Savaştan sonra gittik, çoğu gitti o gün… Ben girdim o evin içine, girmez olaydım… Masalarda tabaklar, küflenmiş yemekler… Yerde atılı çocuk resimleri, pasaportları, elbiseleri… E ben ağla ağla öldüm… Bütün fotoğrafları, bütün pasaportları, hepsini topladım… O kadar çok ağladım, artık gözüm görmezdi bir şey oralarda, çok duygulandım. Bir “Burda” dergisi buldum orada ve bütün resimleri koydum arasına çünkü tutamazdım artık, çoğaldıydı resimler çünkü… Ve aldım hepsini yanıma. Dışarı çıktığımda ne göreyim? Kamyonlara beyaz eşya doldurmuş bütün millet!
SORU: Ganimet…
FATMA HÜSEYİN AĞDIRAN: Evet! E ben o kadar daha çok ağladım… Hiçbir şey anlamadım, nasıl yapabilir yahu bu insanlar bunları? O fotoğraflar evde kaldı, ben iki sene onları sakladım. 1976’da hamileydim ayrıldığımızda Kıbrıs’tan, neden o fotoğrafları yanıma alıp gitmedim o zaman, bilmem…

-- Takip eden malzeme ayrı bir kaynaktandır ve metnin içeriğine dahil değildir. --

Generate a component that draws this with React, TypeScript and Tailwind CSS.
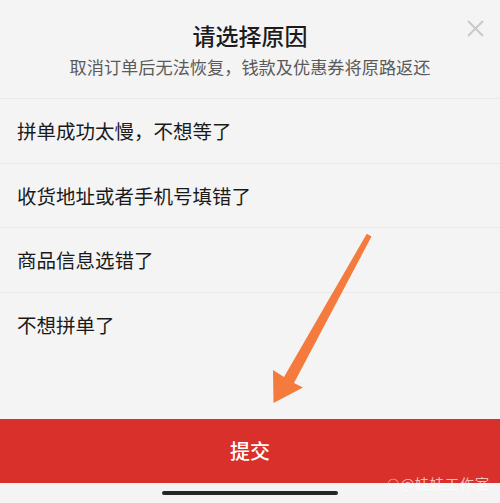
export default function App() {
  const reasons = [
    "拼单成功太慢，不想等了",
    "收货地址或者手机号填错了",
    "商品信息选错了",
    "不想拼单了",
  ];

  return (
    <div
      className="relative w-[500px] h-[503px] overflow-hidden bg-[#f4f4f4] flex flex-col"
      style={{ fontFamily: '"Noto Sans CJK SC", "Noto Sans", sans-serif' }}
    >
      <div className="flex flex-col items-center pt-[20px] pb-[19px]">
        <h1 className="text-[23px] leading-[30px] font-medium text-[#1c1c1c]">请选择原因</h1>
        <p className="mt-[5px] text-[17.2px] leading-[24px] text-[#5a5a5a]">
          取消订单后无法恢复，钱款及优惠券将原路返还
        </p>
      </div>
      <button className="absolute right-[16px] top-[20px] text-[#c9c9c9]">
        <svg width="17" height="17" viewBox="0 0 17 17" fill="none" stroke="currentColor" strokeWidth="2">
          <path d="M1 1L16 16M16 1L1 16" />
        </svg>
      </button>

      <ul className="flex flex-col">
        {reasons.map((r) => (
          <li
            key={r}
            className="h-[64.5px] flex items-center px-[17px] border-t border-[#e9e9e9] text-[19.5px] text-[#1a1a1a]"
          >
            {r}
          </li>
        ))}
      </ul>

      <div className="flex-1" />

      <button className="h-[64px] w-full bg-[#d9302b] text-white text-[20px] font-medium flex items-center justify-center">
        提交
      </button>
      <div className="h-[20px] flex items-start justify-center pt-[8px]">
        <div className="w-[176px] h-[4px] rounded-full bg-[#262626]" />
      </div>

      <span className="absolute right-[10px] bottom-[9px] text-[14px] text-white/70 tracking-[1px]">
        ⚇@娃娃工作室
      </span>

      <svg className="absolute left-0 top-0 pointer-events-none" width="500" height="503">
        <polygon
          points="366.8,233.8 371.5,236.5 294,383 303,387.5 273.5,403 273,370 284,377"
          fill="#f47b3d"
        />
      </svg>
    </div>
  );
}
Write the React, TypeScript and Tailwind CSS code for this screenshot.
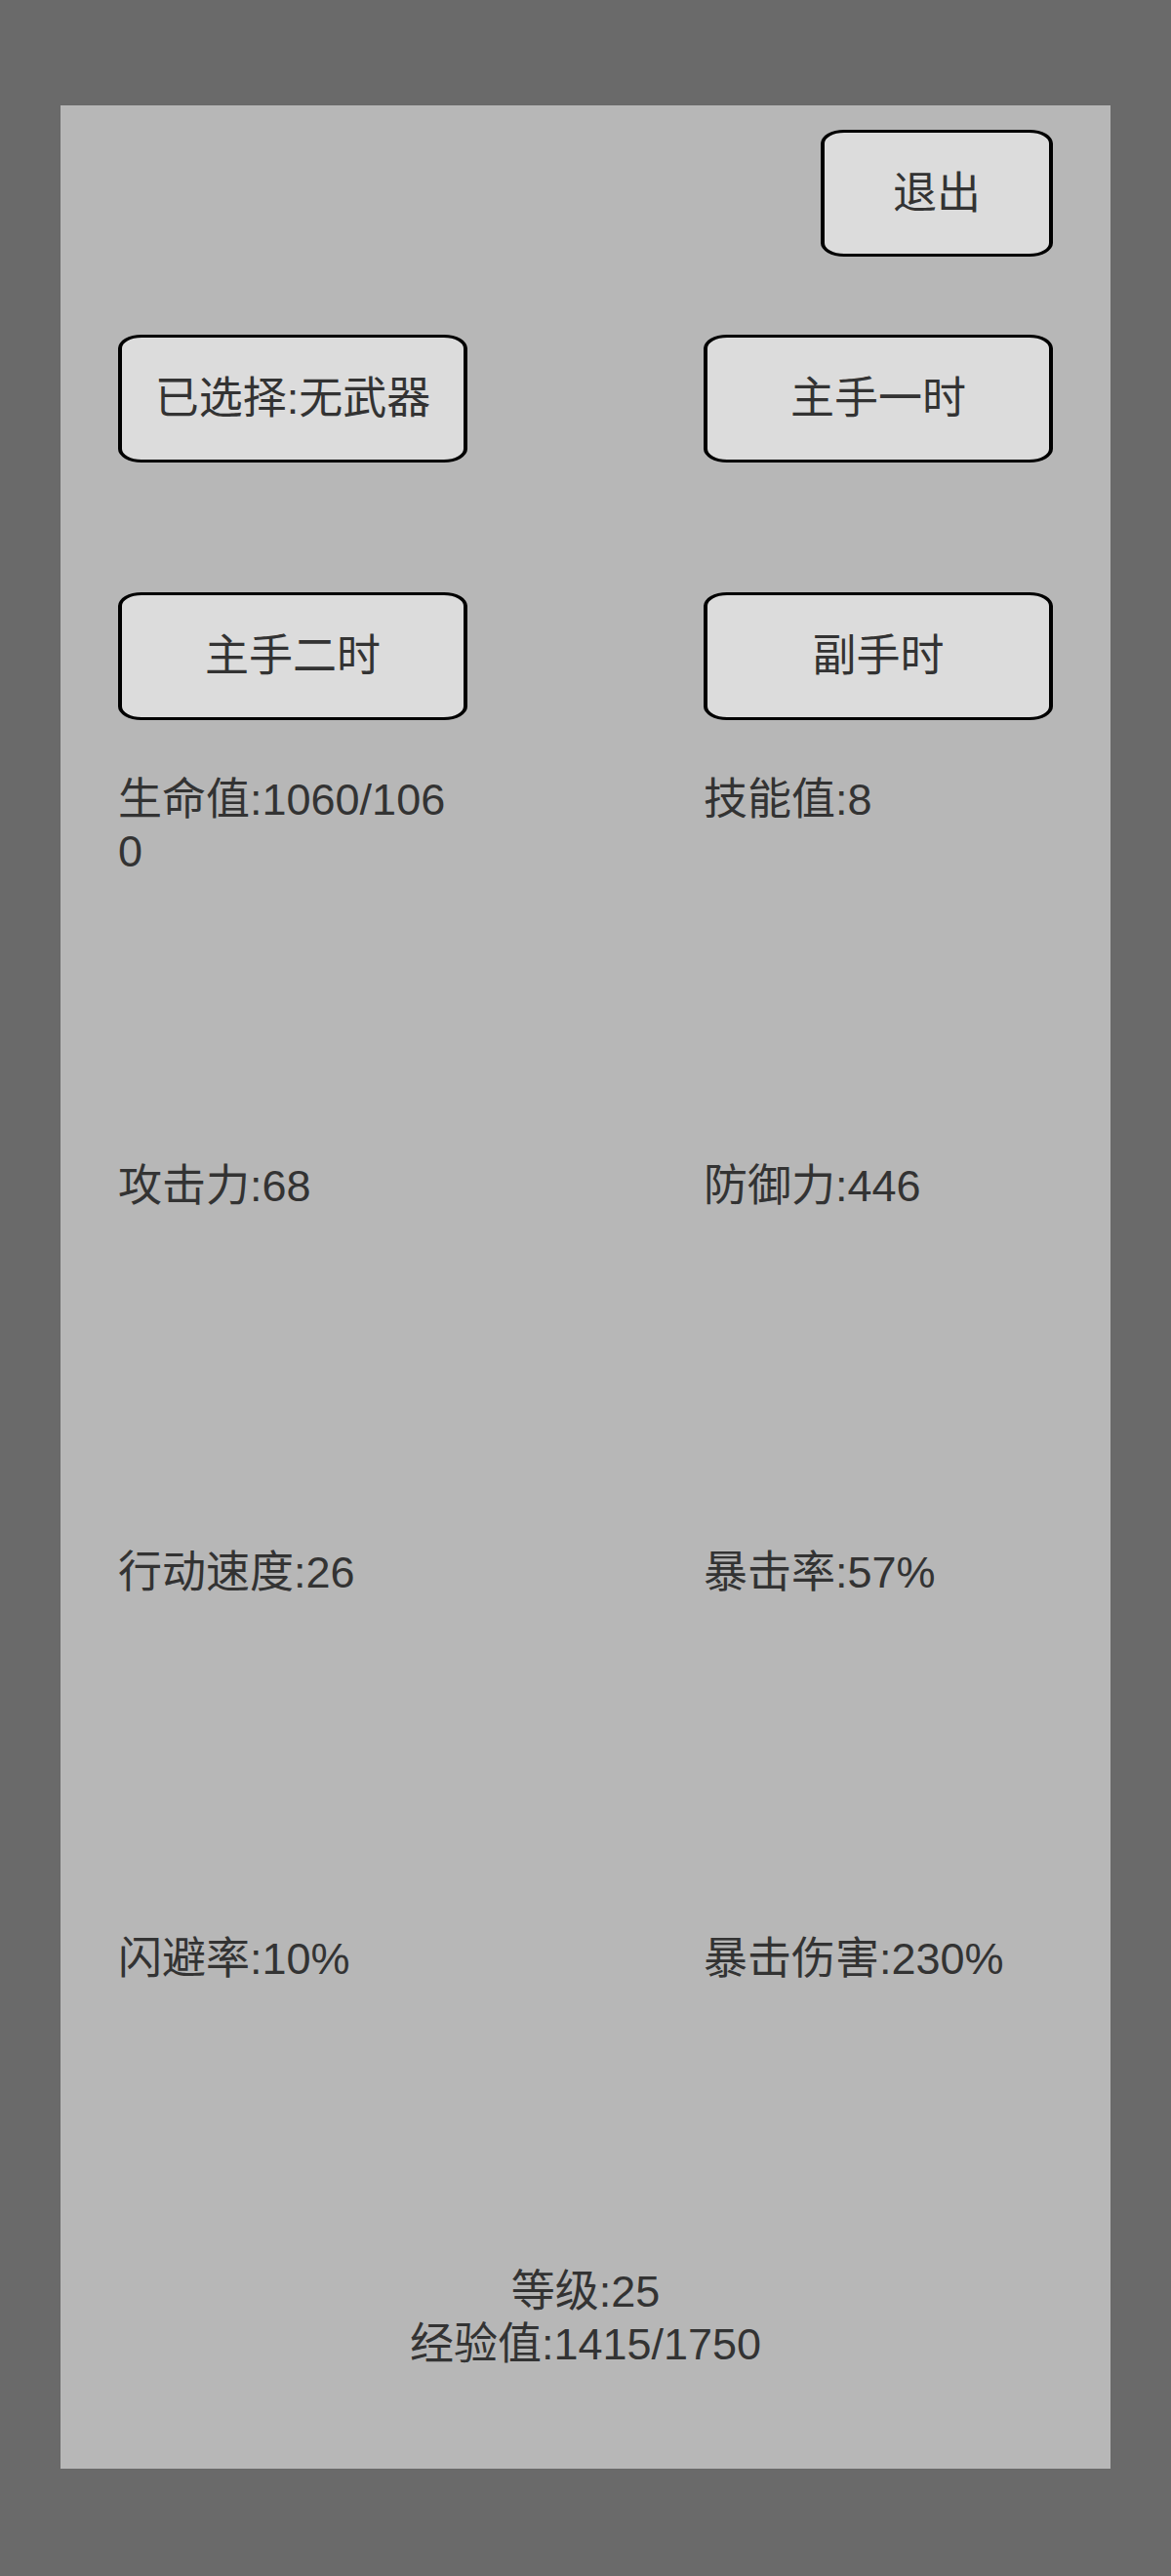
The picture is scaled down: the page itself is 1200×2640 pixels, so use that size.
const weaponSlots = ["已选择:无武器", "主手一时", "主手二时", "副手时"];

const stats = [
  ["生命值:1060/1060", "技能值:8"],
  ["攻击力:68", "防御力:446"],
  ["行动速度:26", "暴击率:57%"],
  ["闪避率:10%", "暴击伤害:230%"],
];

function PanelButton({ label, className = "" }: { label: string; className?: string }) {
  return (
    <button
      className={`flex items-center justify-center bg-[#dcdcdc] border-black border-y-[3px] border-x-4 rounded-[24px/14px] text-[45px] leading-[53px] text-[#333] ${className}`}
    >
      {label}
    </button>
  );
}

export default function App() {
  return (
    <div className="min-h-[2640px] w-full bg-[#6a6a6a] pt-[108px] px-[62px] font-['Liberation_Sans','Noto_Sans_CJK_SC',sans-serif] text-[#333]">
      <div className="h-[2422px] bg-[#b7b7b7] px-[59px] pt-[25px] flex flex-col">
        <div className="flex justify-end">
          <PanelButton label="退出" className="w-[238px] h-[130px]" />
        </div>

        <div className="mt-[80px] grid grid-cols-[358px_358px] justify-between gap-y-[133px]">
          {weaponSlots.map((s) => (
            <PanelButton key={s} label={s} className="w-[358px] h-[131px]" />
          ))}
        </div>

        <div className="mt-[55px] grid grid-cols-[358px_358px] justify-between grid-rows-[396px_396px_396px_341px] text-[45px] leading-[53px]">
          {stats.flat().map((s) => (
            <div key={s} className="break-all">
              {s}
            </div>
          ))}
        </div>

        <div className="text-center text-[45px] leading-[54px]">
          <div>等级:25</div>
          <div>经验值:1415/1750</div>
        </div>
      </div>
    </div>
  );
}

SORU: Onları nerede bıraktıydınız?
FATMA HÜSEYİN AĞDIRAN: Bıraktım Lurucina’daki evde, onu bile bulmadım döndüğümde! Yıkıldı… Ben kendime kızgınım, neden yanımda götürmedim diye…
SORU: Kök söküp kök salacaktınız Kıbrıs’tan Avustralya’ya… Hangi bir şeyi götürecektiniz yanınızda…
FATMA HÜSEYİN AĞDIRAN: Ama emin ol, götürecektim… Ama nasıl oldu? Çünkü çok duygulandık, annem ağla ağla kör oldu, “Gitme, çok uzaktır da…” Herkes kim gelirse, onlar da, sanki ben kuyuya düşüyorum da ağlarlar, o şekilde, hiç aklıma gelmedi bu yüzden o fotoğrafları da yanıma almak o günlerde… Evet, kendime çok kızgınım, ben oradan aldım o resimleri, onlara sahip çıkmalıydım…
SORU: Sonuçta o Değirmenlik’teki evi almadınız…
FATMA HÜSEYİN AĞDIRAN: Yok… Ben kabul etmem, öyle bir yerde yaşayamam, ne kardeşimi karşılar, ne babamı karşılar… Bir tek telini ödemez babamın veya kardeşimin, ben o evde yaşayamam ve istemem de öyle bir şey…
SORU: Kaç çocuğunuz var?
FATMA HÜSEYİN AĞDIRAN: Üç… 41 yaşında kızım var, 38 yaşında oğlum var, bir da 33 yaşında oğlum var.